By last night, all the political parties had reacted, some in terms rarely heard since the dying days of apartheid. Mr Visagie promised "there will be revenge", while the pro-black Azanian People's Organisation claimed that Terreblanche had "died in the same manner in which he killed black defenceless farm workers in Ventersdorp", with spokesman Funani ka Ntontela admitting to a "tinge of suppressed excitement" at his death.
Freedom Front Plus, the now rarely heard of Afrikaner party, said President Zuma's call for calm would not defuse tension if the "current taunting of white people continues". The party's leader, Pieter Mulder, blamed Zuma's damaging use of Malema as a left-wing provocateur to defuse tension in the ANC. "Zuma cannot continue to take irresponsible inciters of racial hatred and conflict under his wing,'' he said.
Malema, 29, is currently on a rock-star visit to Zimbabwe as a guest of the youth wing of President Robert Mugabe's Zanu-PF party. At a weekend rally in the capital, Harare, he supported Zanu-PF moves to take over the Zimbabwe's mines. "That is what we are going to do in South Africa," he said.
He also sang a controversial song, including the slogan "Dubula iBhunu'' (Kill the Boer), which the South African High Court last week banned him from using in his own country, ruling that it is unconstitutional "hate speech", which incites violence against whites.
Mr Visagie of the AWB seized on this yesterday. "Our leader's death is directly linked to Julius Malema's 'Kill the Boer' song. ANC general secretary Gwede Mantashe has made excuses on behalf of Malema and up until today Jacob Zuma has not stopped it."
More than 3,000 South African white farmers have been murdered since the end of apartheid in 1994. A 2002 parliamentary enquiry found that the murders were largely not racially motivated but some farmers' leaders disagree.
The ANC is currently appealing against the High Court judgement against Mr Malema. Yesterday, party spokesman Jackson Mthembu told local television: "Julius has not acted in a way that promotes polarisation. The song is not a 'Julius song', it is an ANC song. If you have a problem with the song, we say put it to the ANC."
The ANC Youth League, usually quick to issue statements, did not comment yesterday. Only the national broadcaster SABC managed to reach Malema, and reported that he had said of Terreblanche: "I don't know people like that."
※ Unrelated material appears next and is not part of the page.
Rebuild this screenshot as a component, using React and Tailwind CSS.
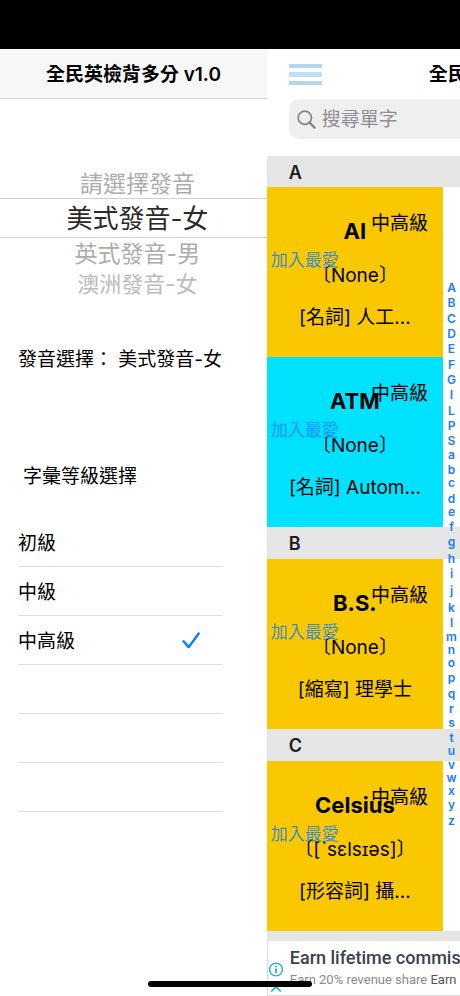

Terreblanche came to prominence in the early 1980s, campaigning for a separate white homeland and championing a small group determined to preserve apartheid. He had founded the AWB – whose logo recalls the Nazi swastika – in 1973 in protest at what he considered excessively reformist policies by the then apartheid government. He served three years in prison after being convicted in 2001 of the attempted murder of a farm worker.
In recent times he had been confined to the political doldrums and most South Africans considered him and his movement's ideas to be laughable. Nevertheless, the polarised political reaction yesterday suggests his funeral later this week could be a tense affair.
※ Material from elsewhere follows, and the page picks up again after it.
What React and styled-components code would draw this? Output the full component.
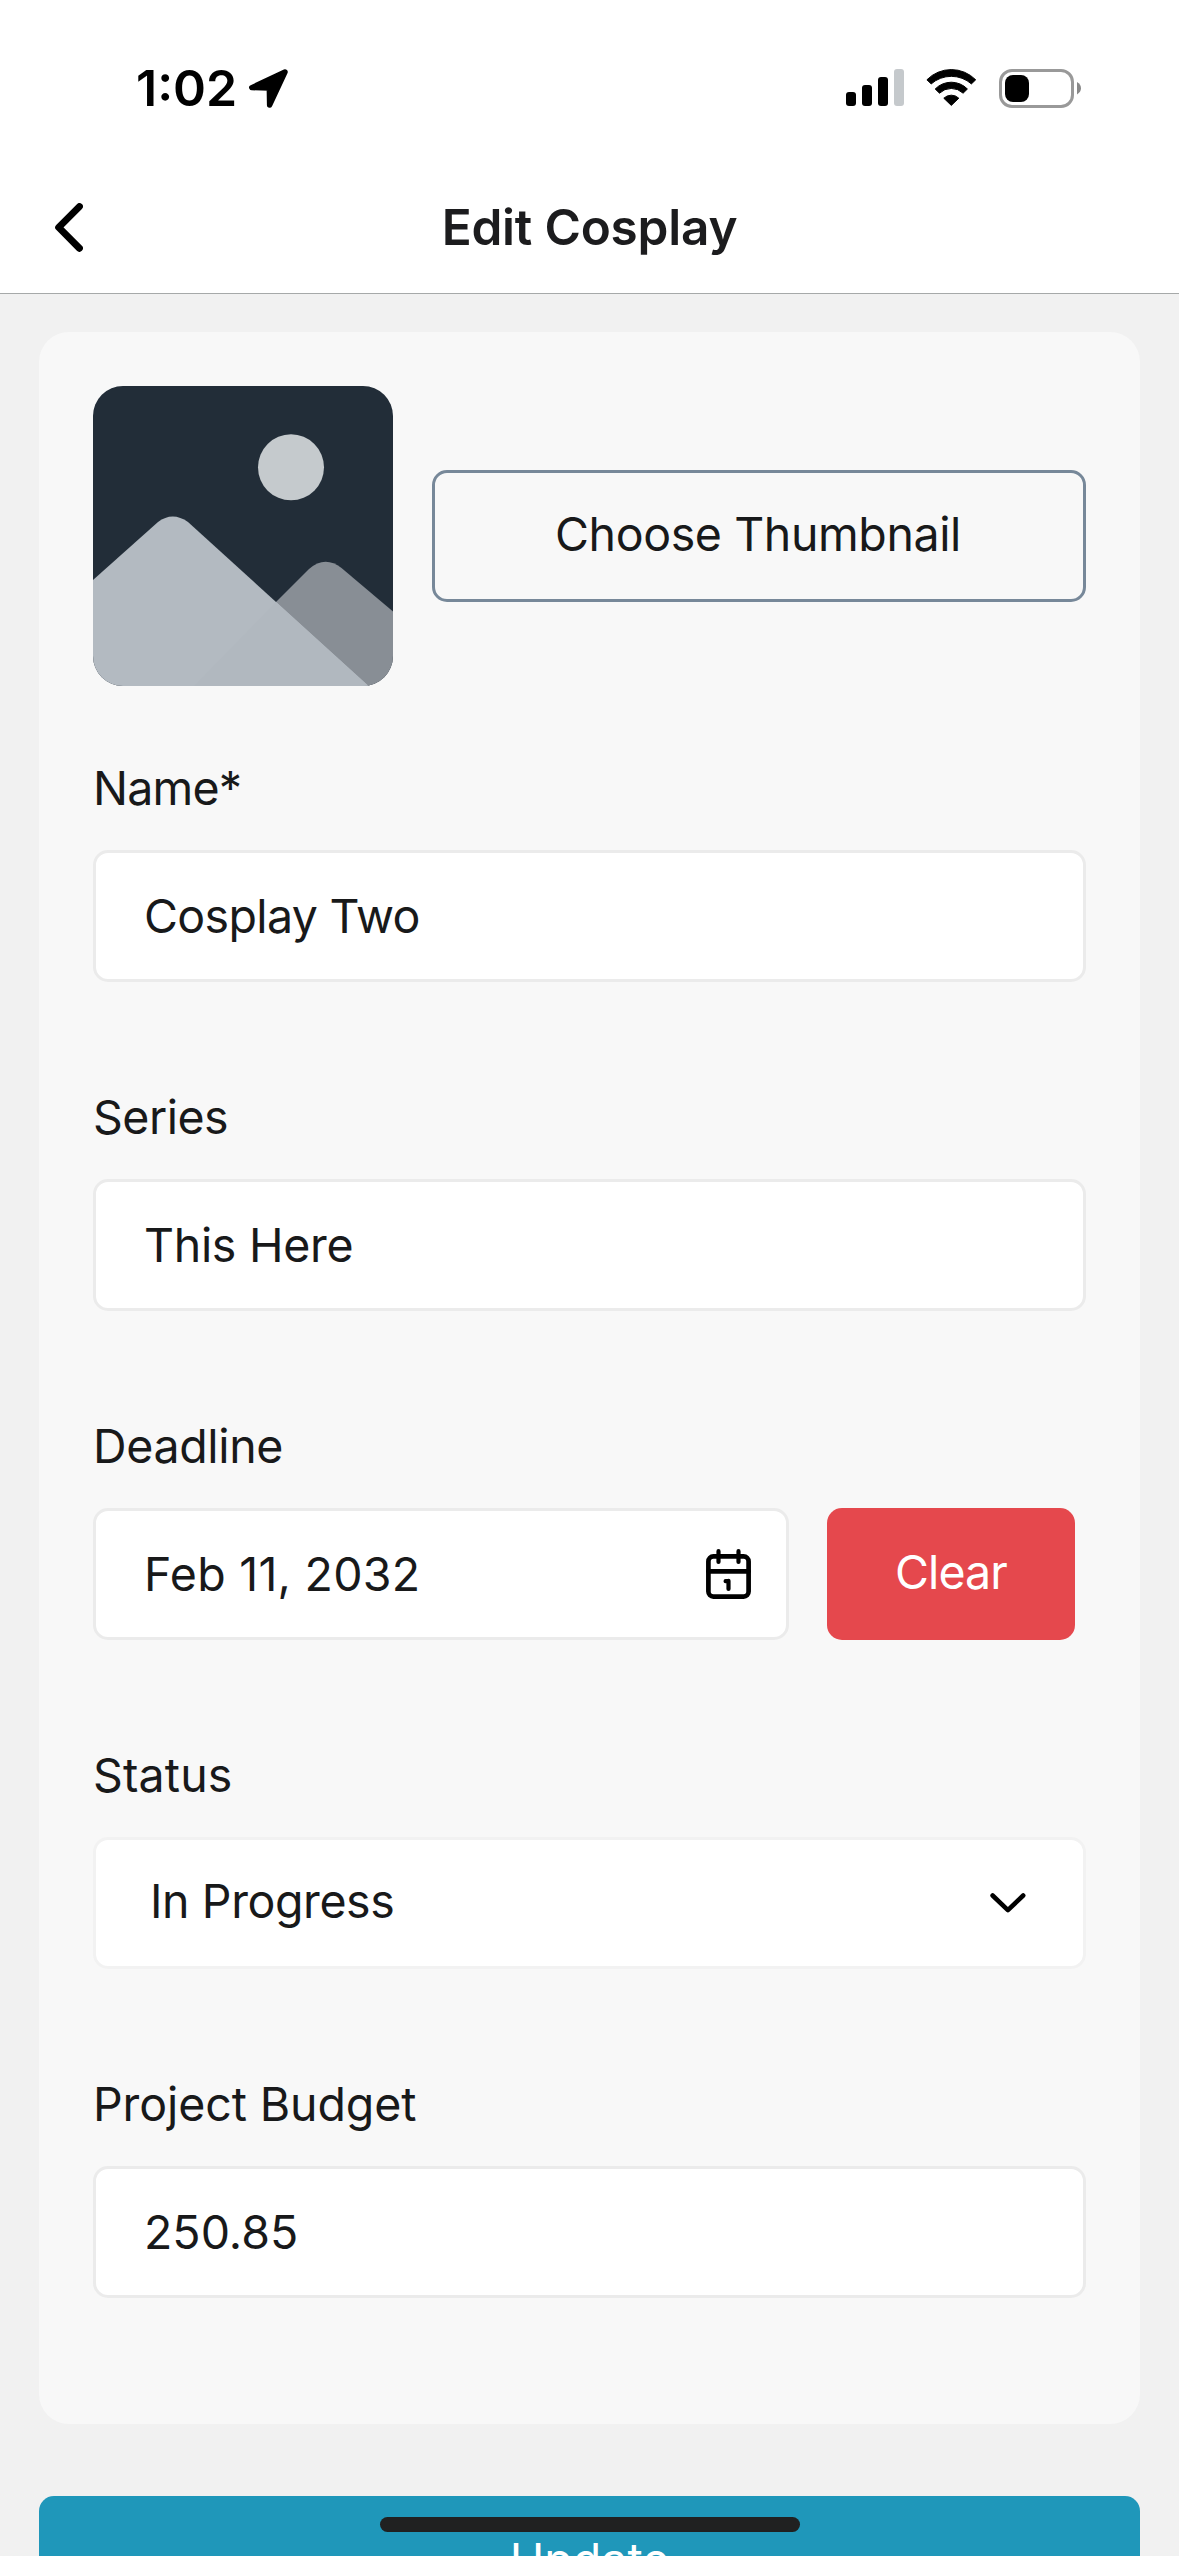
import React from 'react';
import styled, { createGlobalStyle } from 'styled-components';

const GlobalStyle = createGlobalStyle`
  * { box-sizing: border-box; }
  html, body { margin: 0; padding: 0; background: #f1f1f1; }
  body {
    font-family: Inter, "Liberation Sans", sans-serif;
    font-size: 46.5px;
    color: #18191a;
  }
`;

const Screen = styled.div`
  position: relative;
  display: flex;
  flex-direction: column;
  width: 1179px;
  height: 2556px;
  overflow: hidden;
  background: #f1f1f1;
`;

const Header = styled.header`
  flex: none;
  background: #fff;
  border-bottom: 1px solid #a6a9a9;
`;

const StatusBar = styled.div`
  display: flex;
  align-items: center;
  height: 161px;
  padding: 15px 98px 0 136px;
`;

const Time = styled.span`
  width: 113px;
  font-size: 50px;
  font-weight: 600;
  line-height: 60px;
  color: #000;
  white-space: nowrap;
`;

const StatusIcons = styled.div`
  display: flex;
  align-items: center;
  gap: 22px;
  margin-left: auto;
`;

const NavBar = styled.nav`
  display: grid;
  grid-template-columns: 200px 1fr 200px;
  align-items: center;
  height: 132px;
`;

const BackButton = styled.button`
  display: flex;
  align-items: center;
  height: 132px;
  padding: 0 0 0 54px;
  border: 0;
  background: none;
`;

const Title = styled.h1`
  margin: 0;
  font-size: 49.5px;
  font-weight: 600;
  line-height: 60px;
  letter-spacing: -0.2px;
  text-align: center;
  color: #1c1c1e;
`;

const Icon = styled.svg`
  display: block;
  flex: none;
`;

const Content = styled.main`
  display: flex;
  flex-direction: column;
  gap: 72px;
  padding: 38px 39px 0;
`;

const Card = styled.section`
  flex: none;
  padding: 54px 54px 126px;
  border-radius: 30px;
  background: #f8f8f8;
`;

const ThumbnailRow = styled.div`
  display: flex;
  align-items: center;
  gap: 39px;
  margin-bottom: 74px;
`;

const Thumbnail = styled.div`
  flex: none;
  width: 300px;
  height: 300px;
  border-radius: 30px;
  overflow: hidden;
`;

const BaseButton = styled.button`
  display: flex;
  align-items: center;
  justify-content: center;
  flex: none;
  height: 132px;
  padding: 0 0 4px;
  border: 0;
  border-radius: 15px;
  font: inherit;
  letter-spacing: ${(p) => p.$tracking || 0}px;
  white-space: nowrap;
`;

const OutlineButton = styled(BaseButton)`
  flex: 1;
  padding-right: 2px;
  border: 3px solid #778899;
  background: transparent;
  color: #18191a;
`;

const DangerButton = styled(BaseButton)`
  width: 248px;
  background: #e5484d;
  color: #fff;
`;

const PrimaryButton = styled(BaseButton)`
  background: #1f97ba;
  color: #fff;
`;

const Fields = styled.div`
  display: flex;
  flex-direction: column;
  gap: 107px;
`;

const Field = styled.div`
  display: flex;
  flex-direction: column;
  gap: 34px;
`;

const Text = styled.span`
  line-height: 56px;
  letter-spacing: ${(p) => p.$tracking || 0}px;
  white-space: nowrap;
`;

const FieldRow = styled.div`
  display: flex;
  gap: 38px;
`;

const InputBox = styled.div`
  display: flex;
  align-items: center;
  justify-content: space-between;
  flex: none;
  width: ${(p) => p.$width || 993}px;
  height: 132px;
  padding: 0 35px 0 48px;
  border: 3px solid #ebebeb;
  border-radius: 15px;
  background: #fff;
`;

const SelectBox = styled(InputBox)`
  padding: 0 57px 0 54px;
  border-color: #f2f2f2;

  ${Text} { padding-bottom: 4px; }
`;

const HomeIndicator = styled.div`
  position: absolute;
  left: 380px;
  bottom: 24px;
  width: 420px;
  height: 15px;
  border-radius: 8px;
  background: #202121;
`;

const LocationArrow = () => (
  <Icon width="39" height="39" viewBox="0 0 39 39">
    <path d="M36 3 2.8 18.6 20.3 19 20.6 36Z" stroke="#000" strokeWidth="5.4" strokeLinejoin="round" />
  </Icon>
);

const SignalBars = () => (
  <Icon width="58" height="38" viewBox="0 0 58 38">
    <rect x="0" y="23" width="10" height="14" rx="3" />
    <rect x="16" y="16" width="10" height="21" rx="3" />
    <rect x="32" y="8" width="10" height="29" rx="3" />
    <rect x="48" y="0" width="10" height="37" rx="3" fill="#c5c9cc" />
  </Icon>
);

const Wifi = () => (
  <Icon width="51" height="38" viewBox="0 0 51 38">
    <g stroke="#000" strokeWidth="1" strokeLinejoin="round">
      <path d="M.9 10.8A34.2 34.2 0 0 1 49.7 10.8L45.4 14.9A30.5 30.5 0 0 0 5.2 14.9Z" />
      <path d="M9.2 20A22.5 22.5 0 0 1 41.4 20L37.1 24.2A17 17 0 0 0 13.5 24.2Z" />
      <path d="M17.8 29.2A10.8 10.8 0 0 1 32.8 29.2L25.3 36.4Z" />
    </g>
  </Icon>
);

const Battery = () => (
  <Icon width="82" height="39" viewBox="0 0 82 39">
    <rect x="1.5" y="1.5" width="72" height="36" rx="11.5" fill="none" stroke="#999" strokeWidth="3" />
    <rect x="6" y="6" width="24" height="27" rx="8" />
    <path d="M78 13Q82 15.5 82 19.2T78 25.4Z" fill="#888" />
  </Icon>
);

const BackChevron = () => (
  <Icon width="29" height="49" viewBox="0 0 29 49">
    <path d="M25.4 3.6 4.7 24.4 25.4 45.3" fill="none" stroke="#000" strokeWidth="7" strokeLinecap="round" strokeLinejoin="round" />
  </Icon>
);

const MountainPicture = () => (
  <Icon width="300" height="300" viewBox="0 0 300 300">
    <rect width="300" height="300" fill="#222d38" />
    <circle cx="198" cy="81.3" r="33" fill="#c5cacd" />
    <path d="M99 300 216 183Q232 169 248.5 182L300 225.5V300Z" fill="#888e95" />
    <path d="M0 194 65 136Q79.5 125 95 136L275.5 300H0Z" fill="#b3bac1" />
    <path d="M183 216 275.5 300H101Z" fill="#b1b8bf" />
  </Icon>
);

const CalendarIcon = () => (
  <Icon width="45" height="50" viewBox="0 0 45 50">
    <g fill="none" stroke="#000" strokeWidth="4.7" strokeLinecap="round" strokeLinejoin="round">
      <rect x="2.4" y="7.4" width="40.2" height="40.2" rx="5" />
      <path d="M2.4 22.3H42.6" />
      <path d="M12.5 2.2V13M32.5 2.2V13" strokeWidth="4.2" />
      <path d="M19.6 32.2Q22.5 32.2 22.5 31.8V40" strokeWidth="4.2" />
    </g>
  </Icon>
);

const DownChevron = () => (
  <Icon width="36" height="20" viewBox="0 0 36 20">
    <path d="M2.6 2.5 17.9 17.2 33.2 2.5" fill="none" stroke="#000" strokeWidth="4.6" strokeLinecap="round" strokeLinejoin="round" />
  </Icon>
);

export default function App() {
  return (
    <>
      <GlobalStyle />
      <Screen>
        <Header>
          <StatusBar>
            <Time>1:02</Time>
            <LocationArrow />
            <StatusIcons>
              <SignalBars />
              <Wifi />
              <Battery />
            </StatusIcons>
          </StatusBar>
          <NavBar>
            <BackButton aria-label="Back"><BackChevron /></BackButton>
            <Title>Edit Cosplay</Title>
          </NavBar>
        </Header>
        <Content>
          <Card>
            <ThumbnailRow>
              <Thumbnail><MountainPicture /></Thumbnail>
              <OutlineButton $tracking={-0.4}>Choose Thumbnail</OutlineButton>
            </ThumbnailRow>
            <Fields>
              <Field>
                <Text $tracking={-0.8}>Name*</Text>
                <InputBox><Text $tracking={-0.65}>Cosplay Two</Text></InputBox>
              </Field>
              <Field>
                <Text $tracking={-0.5}>Series</Text>
                <InputBox><Text $tracking={-0.3}>This Here</Text></InputBox>
              </Field>
              <Field>
                <Text $tracking={-0.35}>Deadline</Text>
                <FieldRow>
                  <InputBox $width={696}>
                    <Text $tracking={0.25}>Feb 11, 2032</Text>
                    <CalendarIcon />
                  </InputBox>
                  <DangerButton $tracking={-0.9}>Clear</DangerButton>
                </FieldRow>
              </Field>
              <Field>
                <Text $tracking={0.15}>Status</Text>
                <SelectBox>
                  <Text $tracking={-0.4}>In Progress</Text>
                  <DownChevron />
                </SelectBox>
              </Field>
              <Field>
                <Text $tracking={-0.1}>Project Budget</Text>
                <InputBox><Text>250.85</Text></InputBox>
              </Field>
            </Fields>
          </Card>
          <PrimaryButton>Update</PrimaryButton>
        </Content>
        <HomeIndicator />
      </Screen>
    </>
  );
}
Julius Malema: The man accused of inciting Terreblanche's murder
Terreblanche supporters have linked Julius Malema's renditions of the apartheid-era "Kill the Boer" song to their leader's death. But the link is rather that Mr Malema is as much of an embarrassment to someone like Nelson Mandela as Eugene Terreblanche was to his fellow Nobel Peace-Prize winner, the former president F W de Klerk.
To the South African head of state, Jacob Zuma, however, Mr Malema is "presidential material" . So it is fitting that the portly 29-year-old ANC Youth leader is expected to be received by President Robert Mugabe in Harare today.
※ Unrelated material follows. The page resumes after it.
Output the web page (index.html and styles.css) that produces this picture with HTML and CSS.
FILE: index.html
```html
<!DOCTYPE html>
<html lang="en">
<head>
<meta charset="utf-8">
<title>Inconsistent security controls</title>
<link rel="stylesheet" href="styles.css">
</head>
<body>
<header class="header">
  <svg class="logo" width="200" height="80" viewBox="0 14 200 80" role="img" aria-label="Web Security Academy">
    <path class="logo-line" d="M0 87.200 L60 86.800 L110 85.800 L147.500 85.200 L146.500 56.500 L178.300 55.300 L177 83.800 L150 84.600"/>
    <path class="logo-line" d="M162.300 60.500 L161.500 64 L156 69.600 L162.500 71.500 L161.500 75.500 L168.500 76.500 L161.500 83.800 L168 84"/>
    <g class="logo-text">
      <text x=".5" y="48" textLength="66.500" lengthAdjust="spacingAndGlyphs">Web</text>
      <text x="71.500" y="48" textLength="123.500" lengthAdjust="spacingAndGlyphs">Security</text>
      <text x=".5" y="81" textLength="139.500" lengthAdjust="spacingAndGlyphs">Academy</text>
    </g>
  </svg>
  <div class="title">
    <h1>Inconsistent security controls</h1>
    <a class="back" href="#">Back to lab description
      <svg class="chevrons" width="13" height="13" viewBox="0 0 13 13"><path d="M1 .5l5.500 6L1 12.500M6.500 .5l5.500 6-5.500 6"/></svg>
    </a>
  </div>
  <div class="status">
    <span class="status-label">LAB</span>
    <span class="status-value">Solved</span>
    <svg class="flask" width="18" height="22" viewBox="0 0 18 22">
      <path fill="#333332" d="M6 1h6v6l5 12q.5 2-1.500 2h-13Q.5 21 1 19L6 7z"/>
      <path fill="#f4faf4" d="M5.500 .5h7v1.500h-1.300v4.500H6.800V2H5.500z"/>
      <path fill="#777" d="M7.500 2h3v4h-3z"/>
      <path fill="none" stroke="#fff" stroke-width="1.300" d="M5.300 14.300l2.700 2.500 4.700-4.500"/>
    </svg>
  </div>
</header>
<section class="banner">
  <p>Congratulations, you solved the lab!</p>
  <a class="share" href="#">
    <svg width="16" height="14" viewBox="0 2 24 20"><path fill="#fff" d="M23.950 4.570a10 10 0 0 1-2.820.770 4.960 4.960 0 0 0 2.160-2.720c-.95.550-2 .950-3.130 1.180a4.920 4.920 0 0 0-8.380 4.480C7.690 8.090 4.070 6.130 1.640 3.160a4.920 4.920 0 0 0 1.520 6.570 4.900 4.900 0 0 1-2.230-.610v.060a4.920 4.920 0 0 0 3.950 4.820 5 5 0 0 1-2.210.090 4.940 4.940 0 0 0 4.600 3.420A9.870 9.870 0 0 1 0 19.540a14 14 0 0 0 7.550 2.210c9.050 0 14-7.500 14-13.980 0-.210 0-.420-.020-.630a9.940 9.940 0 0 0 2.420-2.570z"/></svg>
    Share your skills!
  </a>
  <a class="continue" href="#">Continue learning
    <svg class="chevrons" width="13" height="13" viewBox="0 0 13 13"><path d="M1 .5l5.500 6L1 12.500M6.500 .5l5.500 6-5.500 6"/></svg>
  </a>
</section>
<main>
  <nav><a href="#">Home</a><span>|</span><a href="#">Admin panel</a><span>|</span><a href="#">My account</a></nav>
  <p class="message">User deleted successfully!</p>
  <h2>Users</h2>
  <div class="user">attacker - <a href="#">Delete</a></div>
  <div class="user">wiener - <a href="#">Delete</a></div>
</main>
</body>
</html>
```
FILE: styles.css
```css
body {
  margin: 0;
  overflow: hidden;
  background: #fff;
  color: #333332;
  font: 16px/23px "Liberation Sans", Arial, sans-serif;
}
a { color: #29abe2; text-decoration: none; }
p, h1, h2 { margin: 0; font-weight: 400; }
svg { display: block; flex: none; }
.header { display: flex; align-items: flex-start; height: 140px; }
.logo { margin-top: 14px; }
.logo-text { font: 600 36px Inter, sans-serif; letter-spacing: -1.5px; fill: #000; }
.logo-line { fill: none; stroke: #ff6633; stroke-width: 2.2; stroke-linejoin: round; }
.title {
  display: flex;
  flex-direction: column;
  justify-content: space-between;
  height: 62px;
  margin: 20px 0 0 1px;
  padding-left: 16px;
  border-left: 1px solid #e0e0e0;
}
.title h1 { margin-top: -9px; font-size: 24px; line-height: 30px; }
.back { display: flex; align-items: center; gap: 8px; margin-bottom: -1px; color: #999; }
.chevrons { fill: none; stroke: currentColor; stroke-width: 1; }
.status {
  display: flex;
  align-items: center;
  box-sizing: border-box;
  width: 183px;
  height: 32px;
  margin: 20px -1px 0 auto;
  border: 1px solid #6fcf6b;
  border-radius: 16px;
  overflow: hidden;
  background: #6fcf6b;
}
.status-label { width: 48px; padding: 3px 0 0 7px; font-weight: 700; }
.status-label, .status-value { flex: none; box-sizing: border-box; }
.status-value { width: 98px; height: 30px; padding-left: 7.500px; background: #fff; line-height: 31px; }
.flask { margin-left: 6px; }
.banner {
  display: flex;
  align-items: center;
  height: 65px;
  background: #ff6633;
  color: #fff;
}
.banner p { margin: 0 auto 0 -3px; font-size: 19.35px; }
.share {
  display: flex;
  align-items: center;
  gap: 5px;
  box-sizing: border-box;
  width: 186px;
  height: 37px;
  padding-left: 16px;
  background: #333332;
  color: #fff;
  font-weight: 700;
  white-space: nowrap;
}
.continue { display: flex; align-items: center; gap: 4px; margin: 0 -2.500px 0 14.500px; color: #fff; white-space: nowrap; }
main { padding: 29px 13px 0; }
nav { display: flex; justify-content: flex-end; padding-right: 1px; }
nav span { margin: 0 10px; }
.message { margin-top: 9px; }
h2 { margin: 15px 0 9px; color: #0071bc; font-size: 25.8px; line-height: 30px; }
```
Yet his rise to prominence in the past year has more to do President Zuma's weak leadership than with his own political talent. It was Mr Malema who, at the Polokwane congress of the ANC in December 2007, declared that he would "take up arms and kill for Zuma".
Now, despite claims that he is the director of four companies yet never filed a tax return, the ambitious "Juju" is stuck to Mr Zuma like a piece of chewing gum to a shoe.
Mr Zuma allegedly sanctioned his Easter trip to Zimbabwe – during which it was predictable that he would pipe up his offending "Kill the Boer" song – despite South African mediators' fears that the outing might derail their efforts to save the unity government of Morgan Tsvangirai.
"Who is the MDC ?" asked Mr Malema rhetorically in Harare, in reference to Tsvangirai's Movement for Democratic Change. "I am here to reconnect with the struggle and I am meeting Zanu-PF who are a liberation movement."
Mr Malema, the son of a domestic worker's from Limpopo Province, is damaging to the ANC. In February, he was found guilty of hate speech for claiming the woman who four years ago accused Mr Zuma of rape had "a nice time". Mr Zuma was cleared of the charges.
Mr Malema has labelled the Democratic Alliance leader Helen Zille "a racist", a "colonialist'"and, most recently, a "satanist". He referred to a Communist Party official Jeremy Cronin as a "white messiah". He accused the Technology minister Naledi Pandor of using a "fake accent" because of her English intonation.
He regularly calls for the nationalisation of mines, then the ANC routinely issues a statement that it is not policy. He is accused of being a "tenderpreneur" with interests in companies that won more than 20 government and provincial contracts in 2008. But we are going to have to get used to him. Whereas Terreblanche said the unspeakable on behalf of a tiny number of extremist Afrikaners, Mr Malema is tolerated – some would say encouraged – as an irritant by a liberation movement, the ANC, which was re-elected for a fourth time to government last year because there was no alternative.
Under Mr Mandela, then Mr Mbeki and now Mr Zuma, the ANC has created a small black middle-class but has largely failed to address the aspirations and problems (such as HIV/Aids) of the majority of South Africans.
Mr Malema is a distraction who exists to feed the population with revolutionary-flavoured rhetoric.